Comme lors de chaque grand choc, les marchands de peur et les démagogues ne manqueront pas de prospérer, expliquant que la solution passe par l’autoritarisme et le repli à l’intérieur des frontières nationales. La vérité est tout autre : il n’y a pas de liberté sans sécurité, mais il n’y a pas davantage de sécurité sans liberté. Pour nous en convaincre, ne rééditons pas nos erreurs et observons les pays qui ont le mieux réagi à la pandémie de coronavirus.

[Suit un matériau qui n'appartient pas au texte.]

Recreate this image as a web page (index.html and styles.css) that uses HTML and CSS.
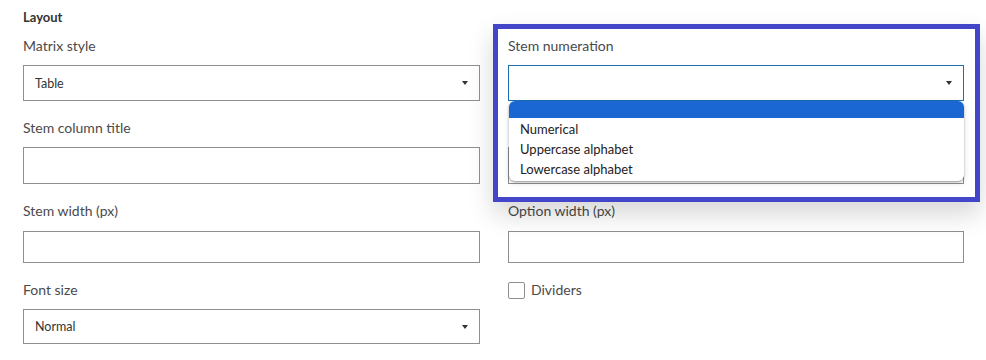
FILE: index.html
```html
<!DOCTYPE html>
<html lang="en">
<head>
<meta charset="utf-8">
<link rel="stylesheet" href="styles.css">
</head>
<body>
<div class="panel">
  <h3 class="heading">Layout</h3>
  <div class="grid">
    <div class="field">
      <label class="label">Matrix style</label>
      <div class="select"><span class="value">Table</span><span class="caret"></span></div>
    </div>
    <div class="field focus-field">
      <label class="label">Stem numeration</label>
      <div class="select focused"><span class="value"></span><span class="caret"></span></div>
      <ul class="dropdown">
        <li class="opt active">&nbsp;</li>
        <li class="opt">Numerical</li>
        <li class="opt">Uppercase alphabet</li>
        <li class="opt">Lowercase alphabet</li>
      </ul>
      <div class="highlight"></div>
    </div>
    <div class="field">
      <label class="label">Stem column title</label>
      <div class="input tall"></div>
    </div>
    <div class="field">
      <label class="label">&nbsp;</label>
      <div class="input tall"></div>
    </div>
    <div class="field">
      <label class="label loose">Stem width (px)</label>
      <div class="input short"></div>
    </div>
    <div class="field">
      <label class="label loose">Option width (px)</label>
      <div class="input short"></div>
    </div>
    <div class="field">
      <label class="label">Font size</label>
      <div class="select compact"><span class="value">Normal</span><span class="caret"></span></div>
    </div>
    <div class="field">
      <label class="check"><span class="box"></span>Dividers</label>
    </div>
  </div>
</div>
</body>
</html>
```

FILE: styles.css
```css
* { box-sizing: border-box; }
html, body { margin: 0; padding: 0; background: #fff; }
body {
  font-family: Lato, "Open Sans", "Liberation Sans", sans-serif;
  color: #444;
  width: 986px;
  height: 360px;
  overflow: hidden;
}
.panel { padding: 8px 22px 0 23px; }
.heading {
  margin: 0;
  font-size: 13px;
  font-weight: 700;
  color: #333;
  line-height: 18px;
}
.grid {
  display: grid;
  grid-template-columns: 457px 456px;
  column-gap: 28px;
  row-gap: 17px;
  margin-top: 10px;
}
.field { position: relative; }
.label {
  display: block;
  font-size: 14px;
  line-height: 20px;
  color: #4a4a4a;
  margin-bottom: 9px;
}
.label.loose { margin-bottom: 10px; }
.select, .input {
  height: 36px;
  border: 1px solid #8f8f8f;
  background: #fff;
  display: flex;
  align-items: center;
  justify-content: space-between;
  padding: 0 11px 0 11px;
}
.input.tall { height: 37px; }
.input.short { height: 32px; }
.select.compact { height: 35px; }
.value { font-size: 12.5px; color: #333; }
.caret {
  width: 0; height: 0;
  border-left: 3.5px solid transparent;
  border-right: 3.5px solid transparent;
  border-top: 4px solid #333;
}
.select.focused { border-color: #1c6fb5; }
.dropdown {
  position: absolute;
  left: 1px; right: 0;
  top: 65px;
  margin: 0;
  padding: 0 0 2px 0;
  list-style: none;
  background: #fff;
  border-radius: 6px;
  box-shadow: 0 1px 2px rgba(0,0,0,0.35), 0 2px 6px rgba(0,0,0,0.12);
  z-index: 3;
  overflow: hidden;
}
.opt {
  font-size: 13px;
  line-height: 20px;
  padding: 0 11px;
  color: #222;
}
.opt.active { background: #1a67d3; height: 17px; line-height: 17px; margin-bottom: 1px; }
.highlight {
  position: absolute;
  left: -15px;
  right: -16px;
  top: -12px;
  height: 178px;
  border: 5px solid #4346c9;
  z-index: 2;
  box-shadow: 0 12px 24px rgba(0,0,0,0.16);
}
.check {
  display: flex;
  align-items: center;
  font-size: 14px;
  color: #4a4a4a;
  line-height: 20px;
}
.box {
  width: 17px; height: 17px;
  border: 1px solid #8f8f8f;
  border-radius: 2px;
  margin-right: 6px;
  background: #fff;
}
```
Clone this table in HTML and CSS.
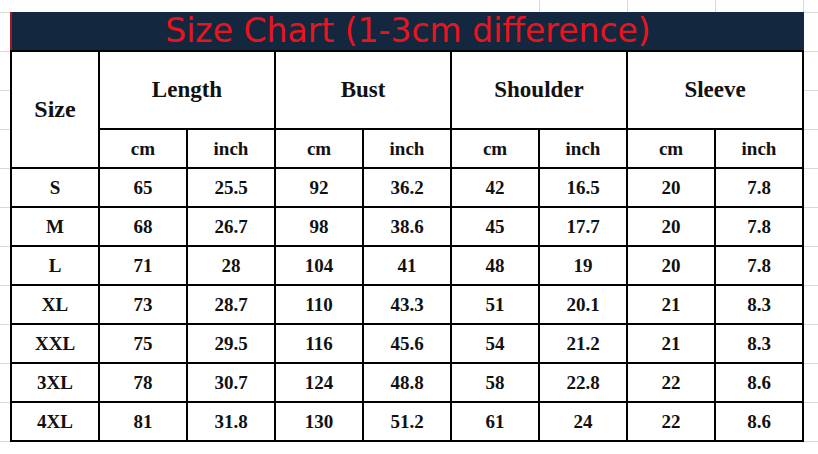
FILE: index.html
```html
<!DOCTYPE html>
<html>
<head>
<meta charset="utf-8">
<link rel="stylesheet" href="styles.css">
</head>
<body>
<div class="sheet">
  <div class="strip">
    <div class="strip-gap"></div>
    <div class="strip-cell"></div>
    <div class="strip-cell"></div>
    <div class="strip-cell"></div>
    <div class="strip-cell last"></div>
  </div>
  <div class="chart">
    <div class="title">Size Chart (1-3cm difference)</div>
    <table class="sizes">
      <colgroup>
        <col><col><col><col><col><col><col><col><col>
      </colgroup>
      <thead>
        <tr class="group-row">
          <th rowspan="2" class="size-head">Size</th>
          <th colspan="2">Length</th>
          <th colspan="2">Bust</th>
          <th colspan="2">Shoulder</th>
          <th colspan="2">Sleeve</th>
        </tr>
        <tr class="unit-row">
          <th>cm</th><th>inch</th>
          <th>cm</th><th>inch</th>
          <th>cm</th><th>inch</th>
          <th>cm</th><th>inch</th>
        </tr>
      </thead>
      <tbody>
        <tr><td>S</td><td>65</td><td>25.5</td><td>92</td><td>36.2</td><td>42</td><td>16.5</td><td>20</td><td>7.8</td></tr>
        <tr><td>M</td><td>68</td><td>26.7</td><td>98</td><td>38.6</td><td>45</td><td>17.7</td><td>20</td><td>7.8</td></tr>
        <tr><td>L</td><td>71</td><td>28</td><td>104</td><td>41</td><td>48</td><td>19</td><td>20</td><td>7.8</td></tr>
        <tr><td>XL</td><td>73</td><td>28.7</td><td>110</td><td>43.3</td><td>51</td><td>20.1</td><td>21</td><td>8.3</td></tr>
        <tr><td>XXL</td><td>75</td><td>29.5</td><td>116</td><td>45.6</td><td>54</td><td>21.2</td><td>21</td><td>8.3</td></tr>
        <tr><td>3XL</td><td>78</td><td>30.7</td><td>124</td><td>48.8</td><td>58</td><td>22.8</td><td>22</td><td>8.6</td></tr>
        <tr><td>4XL</td><td>81</td><td>31.8</td><td>130</td><td>51.2</td><td>61</td><td>24</td><td>22</td><td>8.6</td></tr>
      </tbody>
    </table>
  </div>
</div>
</body>
</html>
```
FILE: styles.css
```css
html, body {
  margin: 0;
  padding: 0;
}
body {
  width: 818px;
  height: 454px;
  overflow: hidden;
  background-color: #ffffff;
  background-image: linear-gradient(#d9d9d9 1px, transparent 1px);
  background-size: 100% 39px;
  background-position: 0 12px;
  background-repeat: repeat-y;
}
.sheet {
  padding-left: 10px;
}
.strip {
  display: flex;
  height: 12px;
}
.strip-gap {
  width: 529px;
}
.strip-cell {
  width: 88px;
  border-left: 1px solid #d9d9d9;
  box-sizing: border-box;
}
.strip-cell.last {
  width: 15px;
}
.chart {
  width: 794px;
  background: #fff;
}
.title {
  height: 38px;
  background: #13273f;
  border-left: 2px solid #a8161f;
  box-sizing: border-box;
  color: #e8141e;
  font-family: "DejaVu Sans", "Noto Sans", sans-serif;
  font-size: 33px;
  line-height: 38px;
  text-align: center;
  white-space: nowrap;
}
.sizes {
  border-collapse: collapse;
  table-layout: fixed;
  width: 794px;
  font-family: "Liberation Serif", "Times New Roman", serif;
  font-weight: bold;
  color: #111;
}
.sizes col {
  width: 88px;
}
.sizes th,
.sizes td {
  border: 2px solid #000;
  padding: 0;
  text-align: center;
  vertical-align: middle;
  font-weight: bold;
}
.sizes td {
  height: 37px;
  font-size: 19px;
}
.group-row th {
  height: 76px;
  font-size: 23px;
}
.group-row th.size-head {
  font-size: 24px;
}
.unit-row th {
  height: 37px;
  font-size: 19px;
}
```
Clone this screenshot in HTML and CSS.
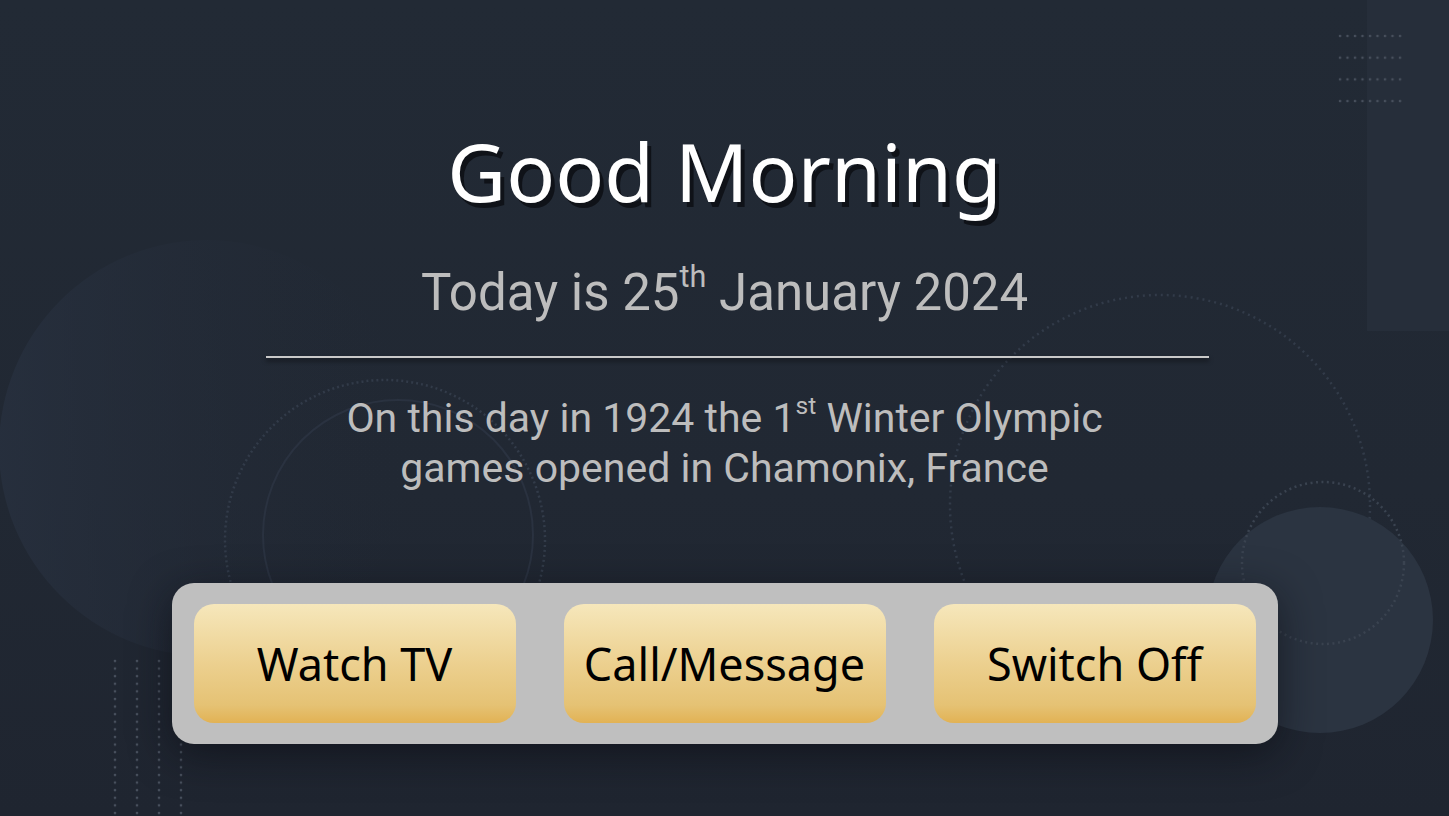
FILE: index.html
```html
<!DOCTYPE html>
<html lang="en">
<head>
<meta charset="utf-8">
<title>Good Morning</title>
<link rel="stylesheet" href="styles.css">
</head>
<body>
<div class="screen">
  <svg class="decor" width="1449" height="816" viewBox="0 0 1449 816" aria-hidden="true">
    <defs>
      <linearGradient id="bigc" x1="0" y1="0" x2="1" y2="0">
        <stop offset="0" stop-color="#283140" stop-opacity="0.75"/>
        <stop offset="1" stop-color="#222935" stop-opacity="0"/>
      </linearGradient>
      <pattern id="dotrow" x="1338" y="34" width="7.5" height="21.7" patternUnits="userSpaceOnUse">
        <circle cx="2" cy="2" r="1.3" fill="#48505d"/>
      </pattern>
      <pattern id="dotcol" x="113" y="659" width="22" height="7.6" patternUnits="userSpaceOnUse">
        <circle cx="2" cy="2" r="1.3" fill="#48505d"/>
      </pattern>
    </defs>
    <circle cx="207" cy="448" r="208" fill="url(#bigc)"/>
    <circle cx="398" cy="535" r="135" fill="none" stroke="#2a3240" stroke-width="2"/>
    <circle cx="385" cy="540" r="160" fill="none" stroke="#323b49" stroke-width="2.5" stroke-dasharray="2 3"/>
    <rect x="1367" y="0" width="82" height="331" fill="#262e3a"/>
    <circle cx="1160" cy="505" r="210" fill="none" stroke="#323b49" stroke-width="2.5" stroke-dasharray="2 4"/>
    <circle cx="1320" cy="620" r="113" fill="#2b3441"/>
    <circle cx="1323" cy="563" r="81" fill="none" stroke="#3a4350" stroke-width="2.5" stroke-dasharray="2 3.5"/>
    <rect x="1337" y="33" width="68" height="72" fill="url(#dotrow)"/>
    <rect x="112" y="658" width="74" height="160" fill="url(#dotcol)"/>
  </svg>

  <main class="content">
    <h1 class="greeting">Good Morning</h1>
    <p class="date">Today is 25<sup>th</sup> January 2024</p>
    <hr class="divider">
    <p class="fact">On this day in 1924 the 1<sup>st</sup> Winter Olympic<br>games opened in Chamonix, France</p>
    <nav class="actions">
      <button class="action">Watch TV</button>
      <button class="action">Call/Message</button>
      <button class="action">Switch Off</button>
    </nav>
  </main>
</div>
</body>
</html>
```
FILE: styles.css
```css
html, body {
  margin: 0;
  padding: 0;
}
body {
  background: #212833;
  font-family: "Noto Sans", "Open Sans", sans-serif;
}
.screen {
  position: relative;
  width: 1449px;
  height: 816px;
  overflow: hidden;
  background: linear-gradient(180deg, #222a35 0%, #212833 60%, #1f2530 100%);
}
.decor {
  position: absolute;
  left: 0;
  top: 0;
}
.content {
  position: relative;
  display: flex;
  flex-direction: column;
  align-items: center;
  padding-top: 119px;
}
.greeting {
  margin: 0;
  font-family: "Noto Sans", sans-serif;
  font-weight: 400;
  font-size: 81px;
  line-height: 104px;
  color: #ffffff;
  text-shadow: 4px 5px 0 #0f1218;
}
.date {
  margin: 40px 0 0;
  font-family: Roboto, sans-serif;
  font-size: 51px;
  line-height: 60px;
  color: #bdbdbd;
}
.date sup, .fact sup {
  font-size: 0.6em;
  line-height: 0;
  vertical-align: 0.75em;
}
.divider {
  width: 943px;
  margin: 33px 0 0 26px;
  border: 0;
  height: 2px;
  background: #c9c9c9;
  box-shadow: 0 3px 4px rgba(0,0,0,0.6);
}
.fact {
  margin: 35px 0 0;
  font-family: Roboto, sans-serif;
  font-size: 41px;
  line-height: 50px;
  color: #bdbdbd;
  text-align: center;
}
.actions {
  margin-top: 90px;
  display: flex;
  gap: 48px;
  padding: 21px 22px;
  background: #bfbfbf;
  border-radius: 22px;
  box-shadow: 0 10px 40px rgba(10,12,18,0.6);
}
.action {
  width: 322px;
  height: 119px;
  border: 0;
  border-radius: 20px;
  background: linear-gradient(180deg, #f6e7bb 0%, #ecd08f 50%, #e5c274 85%, #e2b254 100%);
  font-family: "Noto Sans", sans-serif;
  font-size: 45px;
  color: #000;
  padding: 0;
}
```
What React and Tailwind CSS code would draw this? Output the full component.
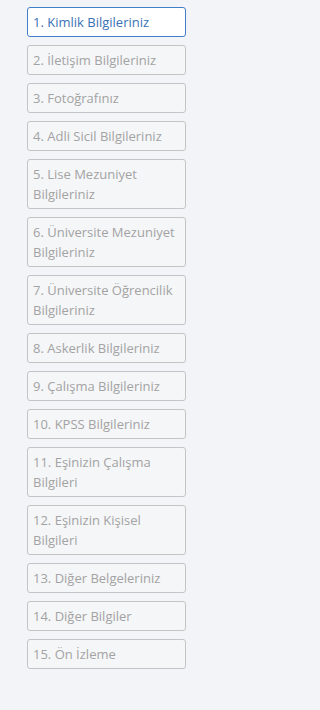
import React from 'react';

const steps = [
  '1. Kimlik Bilgileriniz',
  '2. İletişim Bilgileriniz',
  '3. Fotoğrafınız',
  '4. Adli Sicil Bilgileriniz',
  '5. Lise Mezuniyet Bilgileriniz',
  '6. Üniversite Mezuniyet Bilgileriniz',
  '7. Üniversite Öğrencilik Bilgileriniz',
  '8. Askerlik Bilgileriniz',
  '9. Çalışma Bilgileriniz',
  '10. KPSS Bilgileriniz',
  '11. Eşinizin Çalışma Bilgileri',
  '12. Eşinizin Kişisel Bilgileri',
  '13. Diğer Belgeleriniz',
  '14. Diğer Bilgiler',
  '15. Ön İzleme',
];

const App = () => {
  return (
    <div className="min-h-[710px] bg-[#f3f4f7] pt-[7px] font-['Open_Sans',sans-serif]">
      <div className="ml-[27px] flex w-[159px] flex-col gap-[8px]">
        {steps.map((step, i) => (
          <div
            key={step}
            className={
              i === 0
                ? 'rounded-[3px] border border-[#3f7fc7] bg-white px-[5px] py-[4px] text-[13px] leading-[20px] text-[#3a72b5]'
                : 'rounded-[3px] border border-[#c4c4c4] bg-[#f5f6f8] px-[5px] py-[4px] text-[13px] leading-[20px] text-[#a3a3a3]'
            }
          >
            {step}
          </div>
        ))}
      </div>
    </div>
  );
};

export default App;
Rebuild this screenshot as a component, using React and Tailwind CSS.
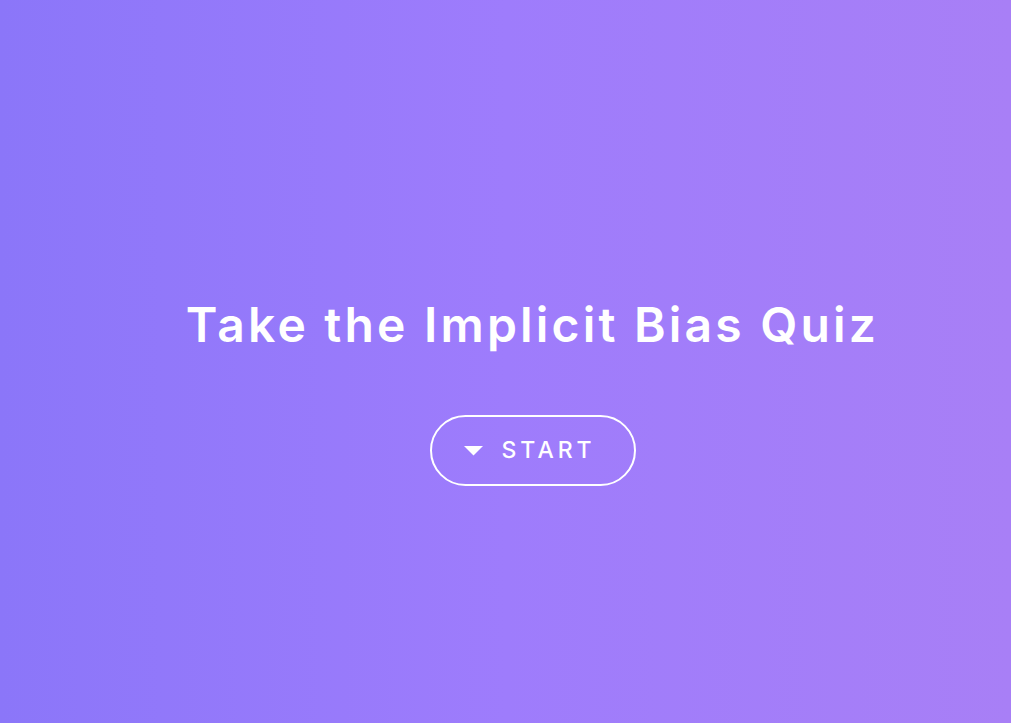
import React from 'react'

const App = () => {
  return (
    <div
      className="w-full h-[723px] overflow-hidden bg-gradient-to-r from-[#8b76f9] via-[#9e7cfc] to-[#a87ff6] flex flex-col items-center pt-[296px] pl-[54px]"
      style={{ fontFamily: 'Inter, "Open Sans", sans-serif' }}
    >
      {/* Title */}
      <h1 className="text-[48px] leading-[57px] font-semibold text-white tracking-[3.2px]">
        Take the Implicit Bias Quiz
      </h1>

      {/* Start button */}
      <button className="mt-[62px] h-[71px] w-[206px] rounded-full border-2 border-white flex items-center pl-[32px] text-white">
        <svg width="19" height="10" viewBox="0 0 19 10" className="mr-[19px]">
          <polygon points="0,0 19,0 9.5,9.5" fill="white" />
        </svg>
        <span className="text-[23px] font-medium tracking-[4px]">START</span>
      </button>
    </div>
  )
}

export default App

Ce n’est certes pas la Chine qui porte la responsabilité principale pour avoir tenté par tous les moyens de la cacher durant près de deux mois. Ce n’est certes par l’Iran, où la maladie flambe. Ce ne sont pas la Russie ou la Turquie, qui cultivent le déni. Ce sont le Japon, la Corée du Sud ou Taïwan. Ils témoignent qu’il est possible de faire face à cette pandémie comme aux risques globaux du XXIe siècle tout en respectant l’État de droit à trois conditions : une capacité élevée d’anticipation et de réaction des pouvoirs publics ; une excellente qualité des infrastructures et un très fort investissement dans la recherche et les technologies ; la force du sentiment national et des valeurs collectives.
Dès que se profilera la sortie de crise, l’Europe devra tirer les leçons de la remarquable gestion de la crise par ces démocraties d’Asie qui constituent par ailleurs des alliés précieux dans la défense de la liberté face à la poussée des démocratures.